What, in Speaker Kevin McCarthy's opinion, is "a little chaos"? A Republican House so inexpressibly, ahem, fouled up; so divided and angry; so self-gridlocked and resentful and pissed at Kevin, yesterday it had to shut down for the week's remainder — and Monday is questionable.
Yes, "There’s a little chaos going on," said McCarthy, who otherwise admitted that he was "blindsided" by his own members in the Freedom Caucus, which has all other House members in an uproar, too.
If the speaker believed his leadership troubles were over after passing the debt-limit bill by a surprise supermajority, he was wickedly mistaken. The Freedom Caucusers are throwing the grandaddy of all temper tantrums; they're voting en masse against a rule that would permit the House to proceed with any other bill.
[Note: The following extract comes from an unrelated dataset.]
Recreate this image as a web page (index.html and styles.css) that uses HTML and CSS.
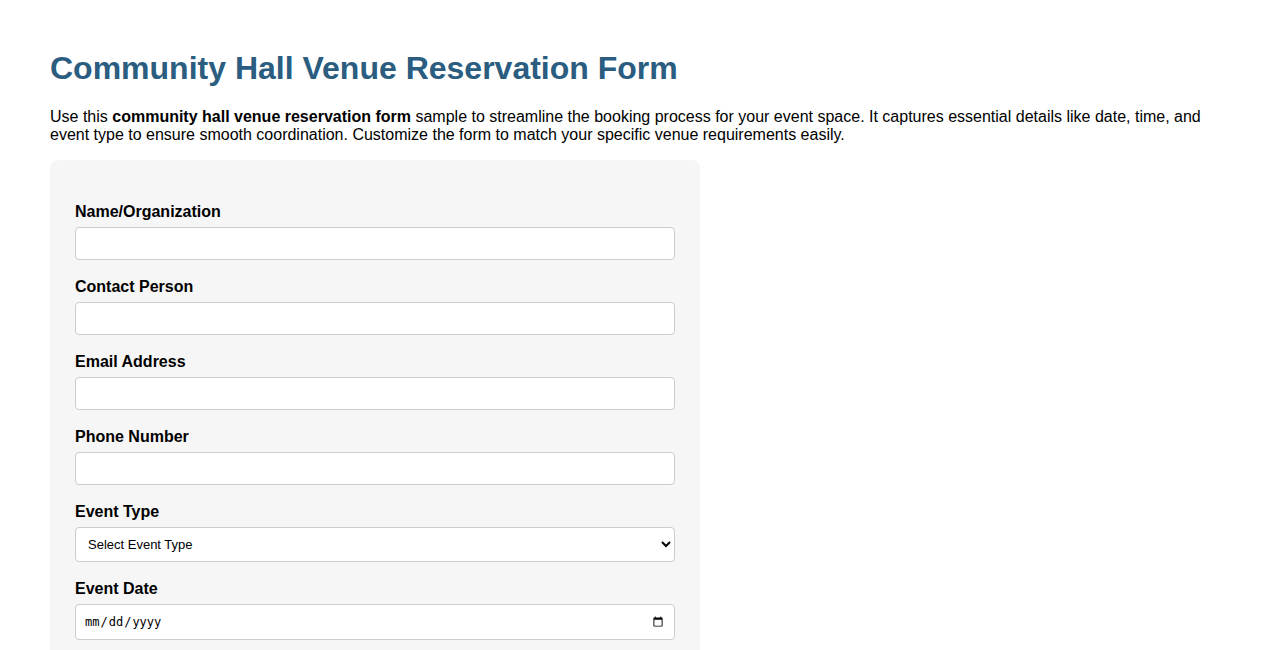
FILE: index.html
```html
<!DOCTYPE html>
<html lang="en">
<head>
<meta charset="utf-8">
<title>Community Hall Venue Reservation Form</title>
<link rel="stylesheet" href="styles.css">
</head>
<body>
<h1 class="title">Community Hall Venue Reservation Form</h1>
<p class="intro">Use this <strong>community hall venue reservation form</strong> sample to streamline the booking process for your event space. It captures essential details like date, time, and event type to ensure smooth coordination. Customize the form to match your specific venue requirements easily.</p>
<form class="form">
  <label class="label" for="name">Name/Organization</label>
  <input class="field" type="text" id="name">
  <label class="label" for="contact">Contact Person</label>
  <input class="field" type="text" id="contact">
  <label class="label" for="email">Email Address</label>
  <input class="field" type="email" id="email">
  <label class="label" for="phone">Phone Number</label>
  <input class="field" type="tel" id="phone">
  <label class="label" for="type">Event Type</label>
  <select class="field select" id="type">
    <option>Select Event Type</option>
    <option>Wedding</option>
    <option>Birthday Party</option>
    <option>Meeting</option>
  </select>
  <label class="label" for="date">Event Date</label>
  <input class="field date" type="date" id="date">
</form>
</body>
</html>
```
FILE: styles.css
```css
body {
  margin: 0;
  padding: 27px 50px 40px;
  font-family: "Liberation Sans", Arial, sans-serif;
  color: #000;
  background: #fff;
}
.title {
  font-size: 32px;
  font-weight: bold;
  color: #2a5d80;
  margin: 23px 0 21px;
}
.intro {
  font-size: 16px;
  line-height: 18px;
  margin: 0 0 16px;
}
.form {
  width: 600px;
  background: #f6f6f6;
  border-radius: 8px;
  padding: 25px 25px 25px;
  display: flex;
  flex-direction: column;
}
.label {
  display: block;
  font-weight: bold;
  font-size: 16px;
  line-height: 18px;
  margin: 18px 0 6px;
}
.field {
  box-sizing: border-box;
  width: 600px;
  height: 33px;
  padding: 8px;
  border: 1px solid #ccc;
  border-radius: 4px;
  background: #fff;
  font-family: "Liberation Sans", Arial, sans-serif;
  font-size: 13px;
  margin: 0;
}
.select {
  height: 35px;
  padding: 8px 8px 8px 8px;
  color: #000;
}
.date {
  height: 36px;
  font-family: "DejaVu Sans Mono", monospace;
  font-size: 12px;
  color: #000;
}
```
The enduring rift has caused the lower chamber to be "effectively frozen," reports The Washington Post. Doubts abound about the possibility of any legislation passing "for the foreseeable future."
To be gratuitously clear, this is not a bad news kind of reporting. At least for a while, America is safe from House Republicans exercising their very unique brand of governance, which is always the equivalent of a monstrous foreign attack.
We thank the Freedom Caucusers, heroes all.
These gentlemen of assbackward chivalry are particularly cranked that Speaker McCarthy violated, or so they say, his job-seeking pledge to reject any bill that lacks unanimous Republican support on the Rules Committee. The debt-ceiling bill met that disqualifying condition, and now the Freedom Caucus is itself seeking revenge — by doing America a huge favor.
The beleaguered speaker of the House is vexed beyond words, except for saying the disgruntled members "don’t know what to ask for." That's a rather McCarthy-muddled way of saying, as the Post does, that "different members want different things," and this "mak[es] it more difficult to address their concerns."
Some, led by Georgia's Andrew Clyde, want to urinate on the ATF's new rule that regulates pistol braces, which convert handguns into shoulder-held firearms. A little something for Lauren Boebert's kids for Christmas. Others want the Hyde Amendment codified in perpetuity, so that the Boeberts of the world will keep procreating generations of imbeciles, as Justice Oliver Wendell Holmes put it in a related instance.
Yet other Republicans, the soi-disant "moderates," are demanding to know what in hell is happening. They're wanting to go crazy and perhaps pass a bill that has something to do with, oh, maybe average voters' concerns? Said one, Rep. Steve Womack: "This is, in my opinion, political incontinence on our part. We are wetting ourselves and can’t do anything about it. This is insane."
He added that "This is not the way a governing majority is expected to behave. And frankly, I think there’ll be a political cost to it." A lot of pundits always agree, but voters fool them every time.
For a few days, though, we can rest easy. Thanks to the Freedom Caucus, the Republican House is blessedly paralyzed, divided against itself.